Thank you for your very thoughtful response, Sandi. You're right, lots of folk will find fault with this. But knowing that Christ forgives all things I think my church has, for the most part, chosen to try to forgive even though it is very, very hard to do. I find myself torn in two over the situation. Not knowing what to do about that I focus on what I can do.

Hugs!
Lee

Diana said...

definitely amazing. The concept of the surviving abused and forgiving and accepting an abuser. Where there is God, all things are possible. How easy we forget.

Lee said...

Thank you Diana! I'm glad you see it that way. You're right, it is very possible to forget that. I forget it most when I feel least deserving of it.

Blessings!

San said...

Beautifully written, Lee. You have reflected deeply on this and it's a blessing to read your post.
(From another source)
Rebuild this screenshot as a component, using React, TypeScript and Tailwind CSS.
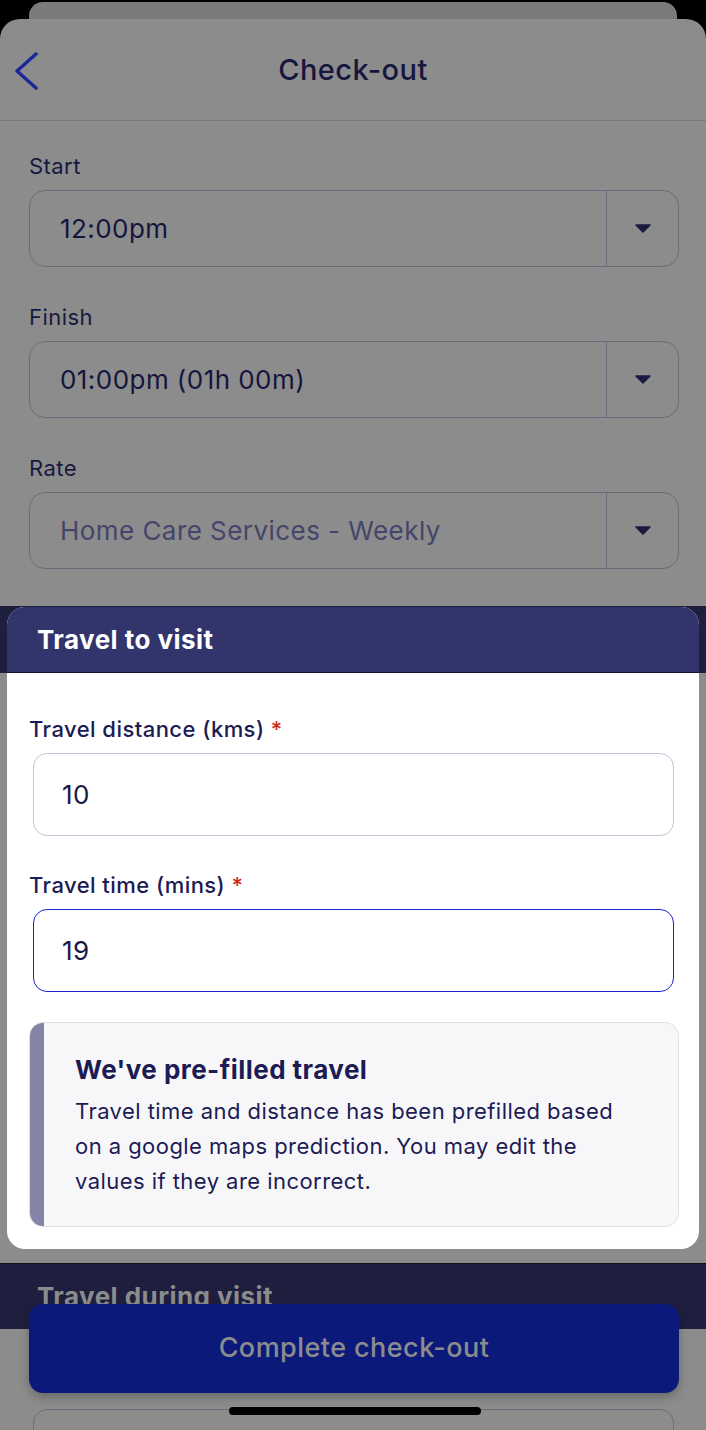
const SelectField = ({ label, value, muted }: { label: string; value: string; muted?: boolean }) => (
  <div>
    <p className="text-[22px] leading-[28px] text-[#181940]">{label}</p>
    <div className="mt-[10px] flex h-[77px] rounded-[16px] border border-[#6b6b7c]">
      <div
        className={`flex flex-1 items-center pl-[30px] text-[26px] ${
          muted ? "text-[#44456a]" : "text-[#14153e]"
        }`}
      >
        {value}
      </div>
      <div className="flex w-[72px] items-center justify-center border-l border-[#6b6b7c]">
        <svg width="16" height="9" viewBox="0 0 16 9">
          <path d="M1 1h14l-7 7z" fill="#1b1b40" stroke="#1b1b40" strokeLinejoin="round" strokeWidth="1.5" />
        </svg>
      </div>
    </div>
  </div>
);

const TextField = ({ label, value, focused }: { label: string; value: string; focused?: boolean }) => (
  <div>
    <p className="text-[22px] font-medium leading-[28px] text-[#1c1b54]">
      {label} <span className="text-[#cc2a14]">*</span>
    </p>
    <div
      className={`ml-[4px] mr-[5px] mt-[10px] flex h-[83px] items-center rounded-[14px] bg-white pl-[28px] text-[26px] text-[#171746] ${
        focused ? "border-[1.5px] border-[#1a22cf]" : "border-[1.5px] border-[#c3c3d6]"
      }`}
    >
      {value}
    </div>
  </div>
);

export default function App() {
  return (
    <div className="relative h-[1430px] overflow-hidden bg-black font-['Inter','Liberation_Sans',sans-serif] tracking-[0.028em]">
      <div className="mx-[29px] mt-[2px] h-[40px] rounded-t-[14px] bg-[#7b7b7b]" />
      <div className="relative -mt-[23px] rounded-t-[20px] bg-[#8c8c8c]">
        <header className="relative flex h-[102px] items-center justify-center border-b border-[#777]">
          <svg
            className="absolute left-[14px] top-[33px]"
            width="26"
            height="38"
            viewBox="0 0 26 38"
            fill="none"
            stroke="#1a289c"
            strokeWidth="3.5"
            strokeLinecap="round"
            strokeLinejoin="round"
          >
            <path d="M22 2 3 19l19 17" />
          </svg>
          <h1 className="text-[29px] font-medium text-[#16173f]">Check-out</h1>
        </header>

        <div className="flex flex-col gap-[36px] pl-[29px] pr-[27px] pt-[31px]">
          <SelectField label="Start" value="12:00pm" />
          <SelectField label="Finish" value="01:00pm (01h 00m)" />
          <SelectField label="Rate" value="Home Care Services - Weekly" muted />
        </div>

        <section className="mt-[37px] bg-[linear-gradient(#1e1f3f_0_67px,#8c8c8c_67px)] pb-[14px] pt-[1px]">
          <div className="mx-[7px] overflow-hidden rounded-[18px] bg-white">
            <div className="flex h-[66px] items-center border-b border-[#15162e] bg-[#32346c] pl-[30px]">
              <h2 className="text-[26px] font-bold text-white">Travel to visit</h2>
            </div>
            <div className="pb-[22px] pl-[22px] pr-[20px] pt-[42px]">
              <TextField label="Travel distance (kms)" value="10" />
              <div className="mt-[35px]">
                <TextField label="Travel time (mins)" value="19" focused />
              </div>
              <div className="mt-[30px] flex overflow-hidden rounded-[14px] border border-[#dedee8] bg-[#f7f7fa]">
                <div className="w-[14px] shrink-0 bg-[#8384a6]" />
                <div className="pb-[27px] pl-[31px] pr-[20px] pt-[31px] text-[#1c1b54]">
                  <h3 className="text-[26px] font-bold leading-[32px]">We've pre-filled travel</h3>
                  <p className="mt-[8px] text-[22px] leading-[35px]">
                    Travel time and distance has been prefilled based
                    <br />
                    on a google maps prediction. You may edit the
                    <br />
                    values if they are incorrect.
                  </p>
                </div>
              </div>
            </div>
          </div>
        </section>

        <section className="border-t border-[#111]">
          <div className="flex h-[65px] items-center bg-[#1e1f3f] pl-[37px]">
            <h2 className="text-[26px] font-bold text-[#8c8c8c]">Travel during visit</h2>
          </div>
          <div className="pl-[29px] pr-[27px] pt-[37px]">
            <p className="text-[22px] font-medium leading-[28px] text-[#181940]">
              Travel distance (kms) <span className="text-[#701a10]">*</span>
            </p>
            <div className="ml-[4px] mr-[5px] mt-[15px] h-[83px] rounded-[14px] border-[1.5px] border-[#6b6b7c]" />
          </div>
        </section>
      </div>

      <button className="absolute bottom-[37px] left-[29px] right-[27px] flex h-[89px] items-center justify-center rounded-[14px] bg-[#0b1a7a] text-[27px] font-medium text-[#8c8c8e] shadow-[0_4px_10px_rgba(0,0,0,0.25)]">
        Complete check-out
      </button>
      <div className="absolute bottom-[15px] left-[229px] h-[8px] w-[252px] rounded-full bg-black" />
    </div>
  );
}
Two people who are polar opposites--victim and abuser, each seeking healing. Your metaphor of Christ's arms stretched wide is very effective.

Lee said...

Thank you, San! I wish I could claim it was totally mine, I believe that it was God who inspired those words in my heart as I watched that action unfold before my eyes.

The learning still goes on. I'm discovering that there is much more to consider than just what I observed and am excited by the prospect of further growth as a follower of Christ and as an individual. :-)

Hugs!
Lee

Deepanjan Ghosh said...

Very well written post. Happy eid to you!